══ INFORMATION SUPPLIED ══

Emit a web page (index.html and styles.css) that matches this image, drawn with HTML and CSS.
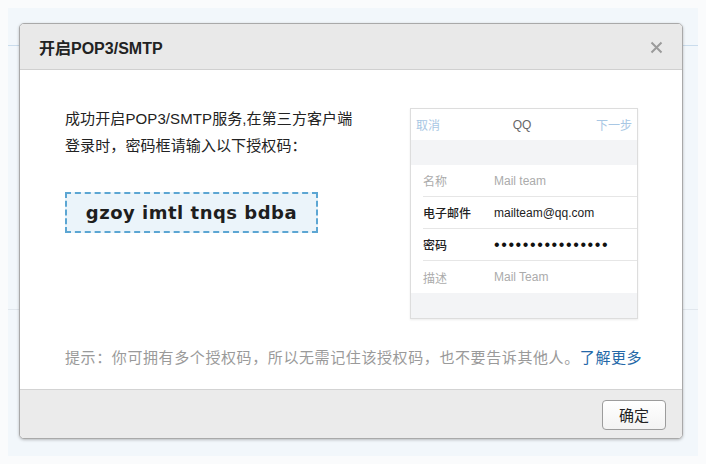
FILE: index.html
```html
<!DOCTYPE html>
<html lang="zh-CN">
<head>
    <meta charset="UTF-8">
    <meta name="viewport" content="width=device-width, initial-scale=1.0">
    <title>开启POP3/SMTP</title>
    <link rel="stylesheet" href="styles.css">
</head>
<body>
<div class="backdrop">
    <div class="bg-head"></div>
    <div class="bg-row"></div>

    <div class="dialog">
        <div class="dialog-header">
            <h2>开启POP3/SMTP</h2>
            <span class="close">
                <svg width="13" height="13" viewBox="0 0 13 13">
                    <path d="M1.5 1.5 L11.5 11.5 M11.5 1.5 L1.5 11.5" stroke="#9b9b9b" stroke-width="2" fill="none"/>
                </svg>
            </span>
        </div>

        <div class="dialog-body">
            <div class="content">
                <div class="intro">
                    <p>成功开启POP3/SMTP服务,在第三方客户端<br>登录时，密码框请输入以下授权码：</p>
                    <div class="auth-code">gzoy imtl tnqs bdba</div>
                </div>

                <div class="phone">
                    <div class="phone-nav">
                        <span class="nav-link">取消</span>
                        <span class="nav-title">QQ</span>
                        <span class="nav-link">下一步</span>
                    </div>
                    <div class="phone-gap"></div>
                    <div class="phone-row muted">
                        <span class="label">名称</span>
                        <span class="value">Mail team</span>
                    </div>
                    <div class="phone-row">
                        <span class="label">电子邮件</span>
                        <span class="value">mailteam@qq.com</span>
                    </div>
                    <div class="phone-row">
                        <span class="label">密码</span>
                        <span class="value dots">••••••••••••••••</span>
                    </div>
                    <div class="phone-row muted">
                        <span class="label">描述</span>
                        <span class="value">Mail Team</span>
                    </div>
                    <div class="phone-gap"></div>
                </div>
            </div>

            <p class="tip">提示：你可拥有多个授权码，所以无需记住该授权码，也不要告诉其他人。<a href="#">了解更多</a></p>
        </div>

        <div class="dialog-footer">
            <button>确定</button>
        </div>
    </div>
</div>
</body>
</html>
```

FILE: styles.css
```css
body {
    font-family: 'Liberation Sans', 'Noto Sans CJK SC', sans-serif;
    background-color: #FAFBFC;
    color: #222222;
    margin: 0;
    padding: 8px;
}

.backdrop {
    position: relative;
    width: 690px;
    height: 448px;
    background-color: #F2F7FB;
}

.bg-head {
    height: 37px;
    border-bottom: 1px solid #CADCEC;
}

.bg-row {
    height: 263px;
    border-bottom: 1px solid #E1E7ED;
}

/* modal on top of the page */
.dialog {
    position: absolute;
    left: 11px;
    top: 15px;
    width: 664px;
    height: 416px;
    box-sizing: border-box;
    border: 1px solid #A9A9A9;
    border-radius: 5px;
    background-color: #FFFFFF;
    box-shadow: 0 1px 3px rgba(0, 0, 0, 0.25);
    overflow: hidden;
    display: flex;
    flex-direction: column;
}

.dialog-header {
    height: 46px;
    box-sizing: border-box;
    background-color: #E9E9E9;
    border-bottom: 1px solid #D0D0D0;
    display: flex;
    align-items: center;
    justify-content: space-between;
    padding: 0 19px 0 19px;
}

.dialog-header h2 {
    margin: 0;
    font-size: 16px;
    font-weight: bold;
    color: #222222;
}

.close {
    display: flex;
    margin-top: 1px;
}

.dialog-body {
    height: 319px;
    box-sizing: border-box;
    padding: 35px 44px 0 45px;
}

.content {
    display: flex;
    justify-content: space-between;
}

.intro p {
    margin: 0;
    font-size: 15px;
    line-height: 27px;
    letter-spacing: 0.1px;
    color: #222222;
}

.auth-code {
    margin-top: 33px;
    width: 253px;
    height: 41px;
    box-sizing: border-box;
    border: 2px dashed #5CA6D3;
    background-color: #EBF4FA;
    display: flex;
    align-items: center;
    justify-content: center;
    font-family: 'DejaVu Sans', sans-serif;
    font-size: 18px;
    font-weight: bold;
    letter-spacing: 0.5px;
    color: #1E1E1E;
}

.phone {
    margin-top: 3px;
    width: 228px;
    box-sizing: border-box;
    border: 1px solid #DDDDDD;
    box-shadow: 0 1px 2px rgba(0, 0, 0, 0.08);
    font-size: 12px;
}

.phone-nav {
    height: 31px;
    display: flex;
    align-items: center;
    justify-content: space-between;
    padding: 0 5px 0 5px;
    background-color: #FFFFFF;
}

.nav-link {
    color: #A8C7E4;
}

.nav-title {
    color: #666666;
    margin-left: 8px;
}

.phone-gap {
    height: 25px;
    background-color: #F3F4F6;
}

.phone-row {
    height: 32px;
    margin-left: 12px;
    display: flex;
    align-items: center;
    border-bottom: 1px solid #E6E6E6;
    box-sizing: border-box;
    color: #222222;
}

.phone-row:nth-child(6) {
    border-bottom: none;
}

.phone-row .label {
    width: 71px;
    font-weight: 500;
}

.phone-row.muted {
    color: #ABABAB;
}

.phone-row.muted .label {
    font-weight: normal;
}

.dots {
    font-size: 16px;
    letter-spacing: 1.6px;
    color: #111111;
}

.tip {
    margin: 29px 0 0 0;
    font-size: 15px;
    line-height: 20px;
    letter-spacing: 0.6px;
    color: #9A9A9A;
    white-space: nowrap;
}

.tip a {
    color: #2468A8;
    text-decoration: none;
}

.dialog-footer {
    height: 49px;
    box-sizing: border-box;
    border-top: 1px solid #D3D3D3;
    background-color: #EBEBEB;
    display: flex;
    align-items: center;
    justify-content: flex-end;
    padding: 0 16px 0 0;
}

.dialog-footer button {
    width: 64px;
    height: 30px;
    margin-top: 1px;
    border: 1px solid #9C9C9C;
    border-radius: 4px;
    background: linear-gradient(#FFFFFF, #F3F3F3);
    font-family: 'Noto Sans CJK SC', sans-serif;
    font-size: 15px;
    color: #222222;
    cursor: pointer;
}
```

═══

YOUR GOAL
Reproduce every line precisely as given, omitting all pictures.

SOLUTION TO THIS EXERCISE
Emit a web page (index.html and styles.css) that matches this image, drawn with HTML and CSS.
FILE: index.html
```html
<!DOCTYPE html>
<html lang="zh-CN">
<head>
    <meta charset="UTF-8">
    <meta name="viewport" content="width=device-width, initial-scale=1.0">
    <title>开启POP3/SMTP</title>
    <link rel="stylesheet" href="styles.css">
</head>
<body>
<div class="backdrop">
    <div class="bg-head"></div>
    <div class="bg-row"></div>

    <div class="dialog">
        <div class="dialog-header">
            <h2>开启POP3/SMTP</h2>
            <span class="close">
                <svg width="13" height="13" viewBox="0 0 13 13">
                    <path d="M1.5 1.5 L11.5 11.5 M11.5 1.5 L1.5 11.5" stroke="#9b9b9b" stroke-width="2" fill="none"/>
                </svg>
            </span>
        </div>

        <div class="dialog-body">
            <div class="content">
                <div class="intro">
                    <p>成功开启POP3/SMTP服务,在第三方客户端<br>登录时，密码框请输入以下授权码：</p>
                    <div class="auth-code">gzoy imtl tnqs bdba</div>
                </div>

                <div class="phone">
                    <div class="phone-nav">
                        <span class="nav-link">取消</span>
                        <span class="nav-title">QQ</span>
                        <span class="nav-link">下一步</span>
                    </div>
                    <div class="phone-gap"></div>
                    <div class="phone-row muted">
                        <span class="label">名称</span>
                        <span class="value">Mail team</span>
                    </div>
                    <div class="phone-row">
                        <span class="label">电子邮件</span>
                        <span class="value">mailteam@qq.com</span>
                    </div>
                    <div class="phone-row">
                        <span class="label">密码</span>
                        <span class="value dots">••••••••••••••••</span>
                    </div>
                    <div class="phone-row muted">
                        <span class="label">描述</span>
                        <span class="value">Mail Team</span>
                    </div>
                    <div class="phone-gap"></div>
                </div>
            </div>

            <p class="tip">提示：你可拥有多个授权码，所以无需记住该授权码，也不要告诉其他人。<a href="#">了解更多</a></p>
        </div>

        <div class="dialog-footer">
            <button>确定</button>
        </div>
    </div>
</div>
</body>
</html>
```

FILE: styles.css
```css
body {
    font-family: 'Liberation Sans', 'Noto Sans CJK SC', sans-serif;
    background-color: #FAFBFC;
    color: #222222;
    margin: 0;
    padding: 8px;
}

.backdrop {
    position: relative;
    width: 690px;
    height: 448px;
    background-color: #F2F7FB;
}

.bg-head {
    height: 37px;
    border-bottom: 1px solid #CADCEC;
}

.bg-row {
    height: 263px;
    border-bottom: 1px solid #E1E7ED;
}

/* modal on top of the page */
.dialog {
    position: absolute;
    left: 11px;
    top: 15px;
    width: 664px;
    height: 416px;
    box-sizing: border-box;
    border: 1px solid #A9A9A9;
    border-radius: 5px;
    background-color: #FFFFFF;
    box-shadow: 0 1px 3px rgba(0, 0, 0, 0.25);
    overflow: hidden;
    display: flex;
    flex-direction: column;
}

.dialog-header {
    height: 46px;
    box-sizing: border-box;
    background-color: #E9E9E9;
    border-bottom: 1px solid #D0D0D0;
    display: flex;
    align-items: center;
    justify-content: space-between;
    padding: 0 19px 0 19px;
}

.dialog-header h2 {
    margin: 0;
    font-size: 16px;
    font-weight: bold;
    color: #222222;
}

.close {
    display: flex;
    margin-top: 1px;
}

.dialog-body {
    height: 319px;
    box-sizing: border-box;
    padding: 35px 44px 0 45px;
}

.content {
    display: flex;
    justify-content: space-between;
}

.intro p {
    margin: 0;
    font-size: 15px;
    line-height: 27px;
    letter-spacing: 0.1px;
    color: #222222;
}

.auth-code {
    margin-top: 33px;
    width: 253px;
    height: 41px;
    box-sizing: border-box;
    border: 2px dashed #5CA6D3;
    background-color: #EBF4FA;
    display: flex;
    align-items: center;
    justify-content: center;
    font-family: 'DejaVu Sans', sans-serif;
    font-size: 18px;
    font-weight: bold;
    letter-spacing: 0.5px;
    color: #1E1E1E;
}

.phone {
    margin-top: 3px;
    width: 228px;
    box-sizing: border-box;
    border: 1px solid #DDDDDD;
    box-shadow: 0 1px 2px rgba(0, 0, 0, 0.08);
    font-size: 12px;
}

.phone-nav {
    height: 31px;
    display: flex;
    align-items: center;
    justify-content: space-between;
    padding: 0 5px 0 5px;
    background-color: #FFFFFF;
}

.nav-link {
    color: #A8C7E4;
}

.nav-title {
    color: #666666;
    margin-left: 8px;
}

.phone-gap {
    height: 25px;
    background-color: #F3F4F6;
}

.phone-row {
    height: 32px;
    margin-left: 12px;
    display: flex;
    align-items: center;
    border-bottom: 1px solid #E6E6E6;
    box-sizing: border-box;
    color: #222222;
}

.phone-row:nth-child(6) {
    border-bottom: none;
}

.phone-row .label {
    width: 71px;
    font-weight: 500;
}

.phone-row.muted {
    color: #ABABAB;
}

.phone-row.muted .label {
    font-weight: normal;
}

.dots {
    font-size: 16px;
    letter-spacing: 1.6px;
    color: #111111;
}

.tip {
    margin: 29px 0 0 0;
    font-size: 15px;
    line-height: 20px;
    letter-spacing: 0.6px;
    color: #9A9A9A;
    white-space: nowrap;
}

.tip a {
    color: #2468A8;
    text-decoration: none;
}

.dialog-footer {
    height: 49px;
    box-sizing: border-box;
    border-top: 1px solid #D3D3D3;
    background-color: #EBEBEB;
    display: flex;
    align-items: center;
    justify-content: flex-end;
    padding: 0 16px 0 0;
}

.dialog-footer button {
    width: 64px;
    height: 30px;
    margin-top: 1px;
    border: 1px solid #9C9C9C;
    border-radius: 4px;
    background: linear-gradient(#FFFFFF, #F3F3F3);
    font-family: 'Noto Sans CJK SC', sans-serif;
    font-size: 15px;
    color: #222222;
    cursor: pointer;
}
```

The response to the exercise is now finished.